#### [WORK TO DO]
Leaving out the pictures, retype all the material exactly.

#### [PROVIDED DATA]

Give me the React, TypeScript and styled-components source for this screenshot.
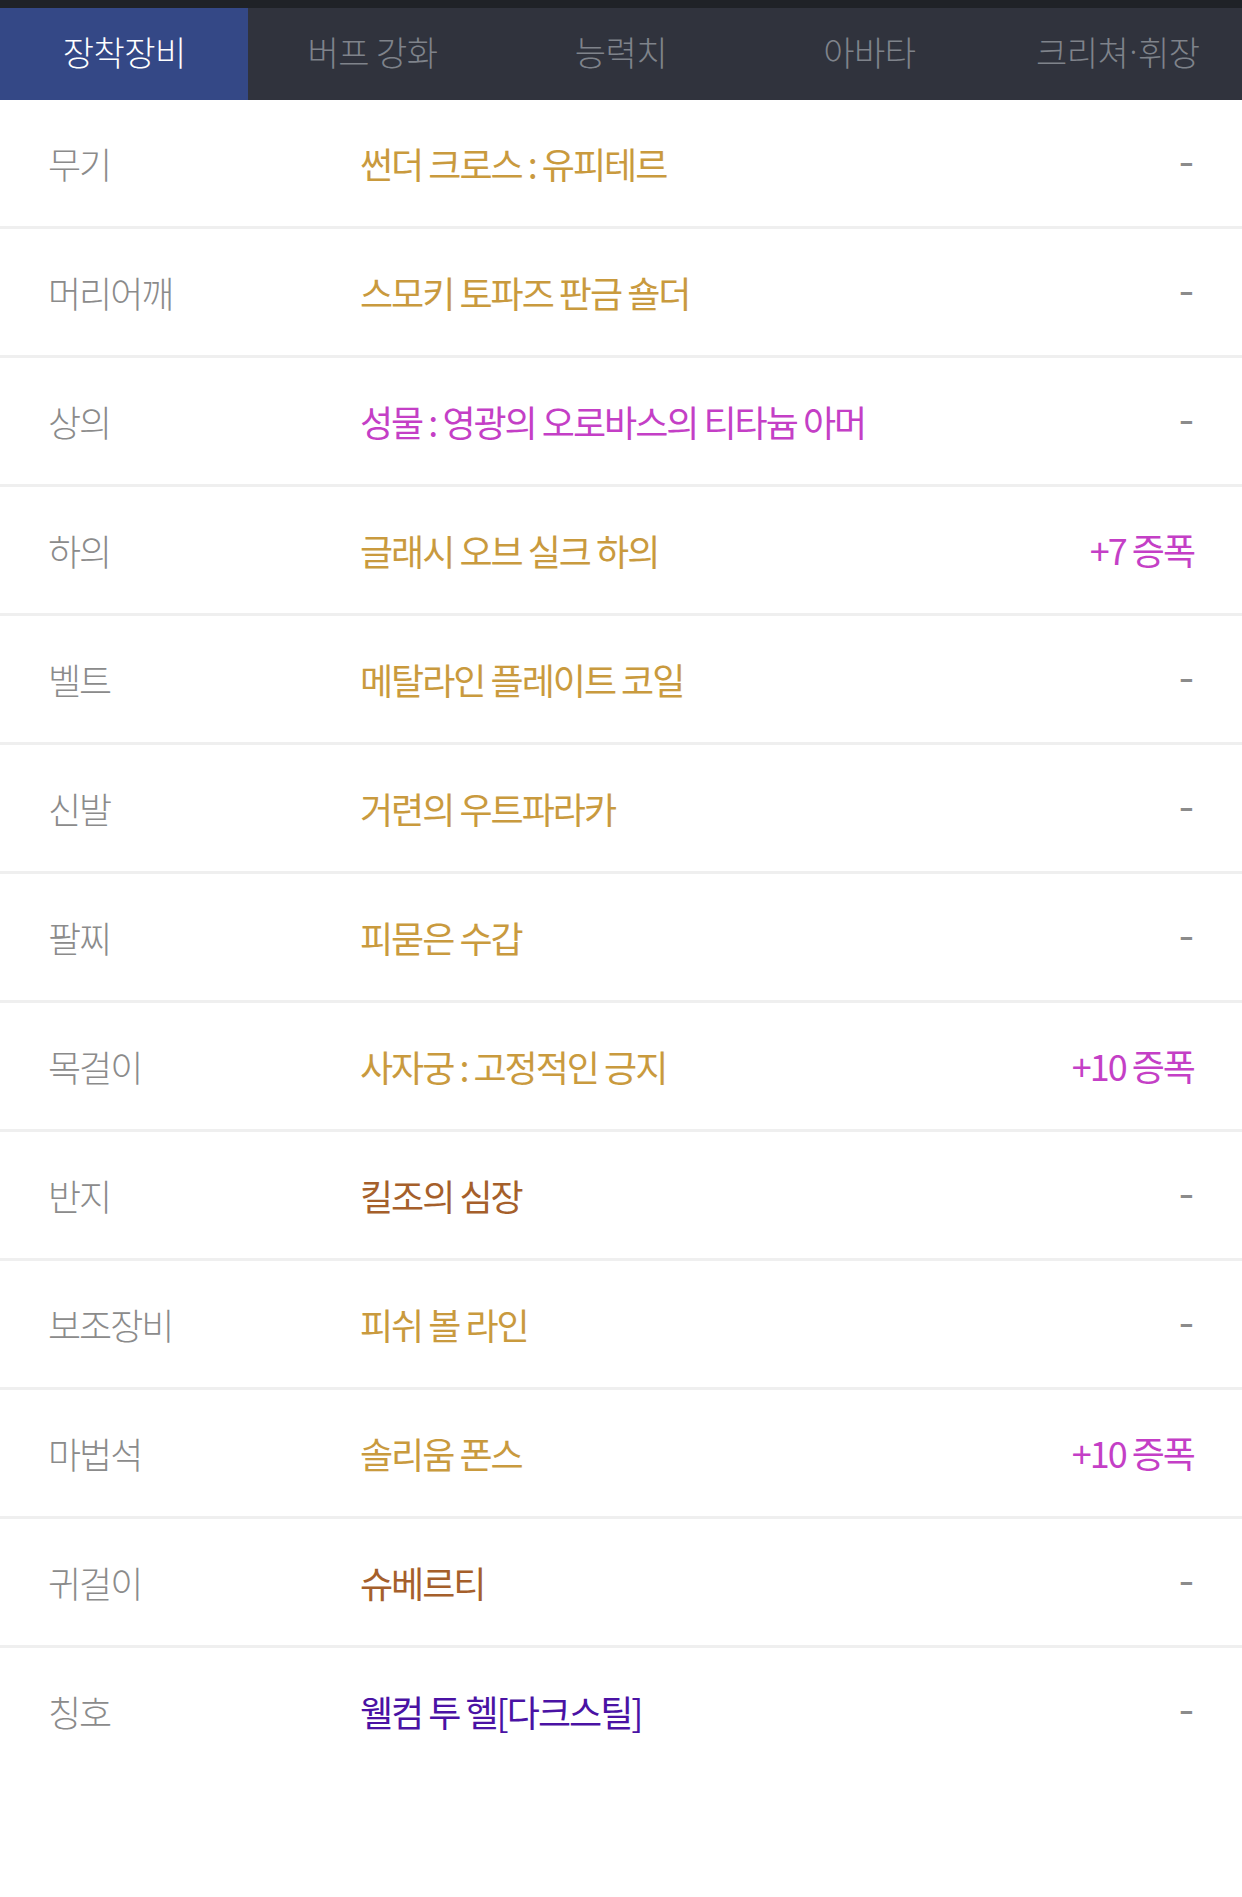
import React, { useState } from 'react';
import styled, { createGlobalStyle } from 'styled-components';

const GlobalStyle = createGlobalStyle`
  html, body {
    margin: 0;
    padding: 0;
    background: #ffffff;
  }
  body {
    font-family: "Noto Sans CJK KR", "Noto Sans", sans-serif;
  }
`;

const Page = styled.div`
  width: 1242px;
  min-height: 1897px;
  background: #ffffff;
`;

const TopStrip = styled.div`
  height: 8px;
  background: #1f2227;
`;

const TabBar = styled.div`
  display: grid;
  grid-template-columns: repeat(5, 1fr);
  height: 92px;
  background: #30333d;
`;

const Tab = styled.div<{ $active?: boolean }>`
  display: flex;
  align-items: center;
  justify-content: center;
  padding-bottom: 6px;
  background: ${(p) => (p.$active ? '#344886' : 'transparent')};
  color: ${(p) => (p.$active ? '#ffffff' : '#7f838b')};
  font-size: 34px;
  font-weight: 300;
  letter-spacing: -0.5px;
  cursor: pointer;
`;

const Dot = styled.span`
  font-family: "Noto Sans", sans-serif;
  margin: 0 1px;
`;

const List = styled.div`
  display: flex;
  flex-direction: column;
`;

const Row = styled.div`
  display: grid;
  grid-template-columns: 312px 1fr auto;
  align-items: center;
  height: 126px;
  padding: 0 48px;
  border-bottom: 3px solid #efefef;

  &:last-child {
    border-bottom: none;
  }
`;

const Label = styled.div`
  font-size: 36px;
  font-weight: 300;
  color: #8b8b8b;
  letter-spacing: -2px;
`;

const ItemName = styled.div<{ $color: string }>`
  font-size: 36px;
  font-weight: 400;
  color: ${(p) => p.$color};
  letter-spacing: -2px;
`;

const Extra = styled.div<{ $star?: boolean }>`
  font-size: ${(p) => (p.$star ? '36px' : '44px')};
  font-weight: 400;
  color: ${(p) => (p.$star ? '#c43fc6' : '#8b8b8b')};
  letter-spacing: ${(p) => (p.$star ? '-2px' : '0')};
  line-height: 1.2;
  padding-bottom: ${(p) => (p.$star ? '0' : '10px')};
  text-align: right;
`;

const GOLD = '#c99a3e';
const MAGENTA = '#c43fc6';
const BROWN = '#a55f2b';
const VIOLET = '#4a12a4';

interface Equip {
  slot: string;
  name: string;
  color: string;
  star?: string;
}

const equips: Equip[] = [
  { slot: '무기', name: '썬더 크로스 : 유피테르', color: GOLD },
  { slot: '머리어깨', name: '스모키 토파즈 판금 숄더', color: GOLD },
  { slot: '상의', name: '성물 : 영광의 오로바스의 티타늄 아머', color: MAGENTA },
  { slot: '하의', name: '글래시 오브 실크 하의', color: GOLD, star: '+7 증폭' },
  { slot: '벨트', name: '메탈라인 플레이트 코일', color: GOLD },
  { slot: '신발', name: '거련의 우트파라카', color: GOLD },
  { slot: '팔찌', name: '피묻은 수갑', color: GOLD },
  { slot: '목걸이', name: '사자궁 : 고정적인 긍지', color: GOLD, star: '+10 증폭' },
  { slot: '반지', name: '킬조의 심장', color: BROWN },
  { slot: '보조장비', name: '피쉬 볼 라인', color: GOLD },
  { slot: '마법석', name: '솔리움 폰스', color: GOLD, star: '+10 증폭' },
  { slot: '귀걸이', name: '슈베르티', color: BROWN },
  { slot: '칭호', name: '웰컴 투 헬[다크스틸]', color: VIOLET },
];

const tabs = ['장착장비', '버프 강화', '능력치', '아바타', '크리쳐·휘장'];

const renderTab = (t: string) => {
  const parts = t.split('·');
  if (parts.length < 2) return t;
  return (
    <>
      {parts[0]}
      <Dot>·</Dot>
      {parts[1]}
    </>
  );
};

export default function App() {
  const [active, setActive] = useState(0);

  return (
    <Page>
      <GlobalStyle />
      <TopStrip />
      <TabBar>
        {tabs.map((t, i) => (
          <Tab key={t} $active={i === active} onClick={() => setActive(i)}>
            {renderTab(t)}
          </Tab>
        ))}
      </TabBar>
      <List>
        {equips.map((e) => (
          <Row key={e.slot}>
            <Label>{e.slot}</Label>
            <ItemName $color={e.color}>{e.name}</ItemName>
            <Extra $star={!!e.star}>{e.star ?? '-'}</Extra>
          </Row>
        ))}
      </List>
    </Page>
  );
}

#### [RESPONSE TO THIS TASK]
Give me the React, TypeScript and styled-components source for this screenshot.
import React, { useState } from 'react';
import styled, { createGlobalStyle } from 'styled-components';

const GlobalStyle = createGlobalStyle`
  html, body {
    margin: 0;
    padding: 0;
    background: #ffffff;
  }
  body {
    font-family: "Noto Sans CJK KR", "Noto Sans", sans-serif;
  }
`;

const Page = styled.div`
  width: 1242px;
  min-height: 1897px;
  background: #ffffff;
`;

const TopStrip = styled.div`
  height: 8px;
  background: #1f2227;
`;

const TabBar = styled.div`
  display: grid;
  grid-template-columns: repeat(5, 1fr);
  height: 92px;
  background: #30333d;
`;

const Tab = styled.div<{ $active?: boolean }>`
  display: flex;
  align-items: center;
  justify-content: center;
  padding-bottom: 6px;
  background: ${(p) => (p.$active ? '#344886' : 'transparent')};
  color: ${(p) => (p.$active ? '#ffffff' : '#7f838b')};
  font-size: 34px;
  font-weight: 300;
  letter-spacing: -0.5px;
  cursor: pointer;
`;

const Dot = styled.span`
  font-family: "Noto Sans", sans-serif;
  margin: 0 1px;
`;

const List = styled.div`
  display: flex;
  flex-direction: column;
`;

const Row = styled.div`
  display: grid;
  grid-template-columns: 312px 1fr auto;
  align-items: center;
  height: 126px;
  padding: 0 48px;
  border-bottom: 3px solid #efefef;

  &:last-child {
    border-bottom: none;
  }
`;

const Label = styled.div`
  font-size: 36px;
  font-weight: 300;
  color: #8b8b8b;
  letter-spacing: -2px;
`;

const ItemName = styled.div<{ $color: string }>`
  font-size: 36px;
  font-weight: 400;
  color: ${(p) => p.$color};
  letter-spacing: -2px;
`;

const Extra = styled.div<{ $star?: boolean }>`
  font-size: ${(p) => (p.$star ? '36px' : '44px')};
  font-weight: 400;
  color: ${(p) => (p.$star ? '#c43fc6' : '#8b8b8b')};
  letter-spacing: ${(p) => (p.$star ? '-2px' : '0')};
  line-height: 1.2;
  padding-bottom: ${(p) => (p.$star ? '0' : '10px')};
  text-align: right;
`;

const GOLD = '#c99a3e';
const MAGENTA = '#c43fc6';
const BROWN = '#a55f2b';
const VIOLET = '#4a12a4';

interface Equip {
  slot: string;
  name: string;
  color: string;
  star?: string;
}

const equips: Equip[] = [
  { slot: '무기', name: '썬더 크로스 : 유피테르', color: GOLD },
  { slot: '머리어깨', name: '스모키 토파즈 판금 숄더', color: GOLD },
  { slot: '상의', name: '성물 : 영광의 오로바스의 티타늄 아머', color: MAGENTA },
  { slot: '하의', name: '글래시 오브 실크 하의', color: GOLD, star: '+7 증폭' },
  { slot: '벨트', name: '메탈라인 플레이트 코일', color: GOLD },
  { slot: '신발', name: '거련의 우트파라카', color: GOLD },
  { slot: '팔찌', name: '피묻은 수갑', color: GOLD },
  { slot: '목걸이', name: '사자궁 : 고정적인 긍지', color: GOLD, star: '+10 증폭' },
  { slot: '반지', name: '킬조의 심장', color: BROWN },
  { slot: '보조장비', name: '피쉬 볼 라인', color: GOLD },
  { slot: '마법석', name: '솔리움 폰스', color: GOLD, star: '+10 증폭' },
  { slot: '귀걸이', name: '슈베르티', color: BROWN },
  { slot: '칭호', name: '웰컴 투 헬[다크스틸]', color: VIOLET },
];

const tabs = ['장착장비', '버프 강화', '능력치', '아바타', '크리쳐·휘장'];

const renderTab = (t: string) => {
  const parts = t.split('·');
  if (parts.length < 2) return t;
  return (
    <>
      {parts[0]}
      <Dot>·</Dot>
      {parts[1]}
    </>
  );
};

export default function App() {
  const [active, setActive] = useState(0);

  return (
    <Page>
      <GlobalStyle />
      <TopStrip />
      <TabBar>
        {tabs.map((t, i) => (
          <Tab key={t} $active={i === active} onClick={() => setActive(i)}>
            {renderTab(t)}
          </Tab>
        ))}
      </TabBar>
      <List>
        {equips.map((e) => (
          <Row key={e.slot}>
            <Label>{e.slot}</Label>
            <ItemName $color={e.color}>{e.name}</ItemName>
            <Extra $star={!!e.star}>{e.star ?? '-'}</Extra>
          </Row>
        ))}
      </List>
    </Page>
  );
}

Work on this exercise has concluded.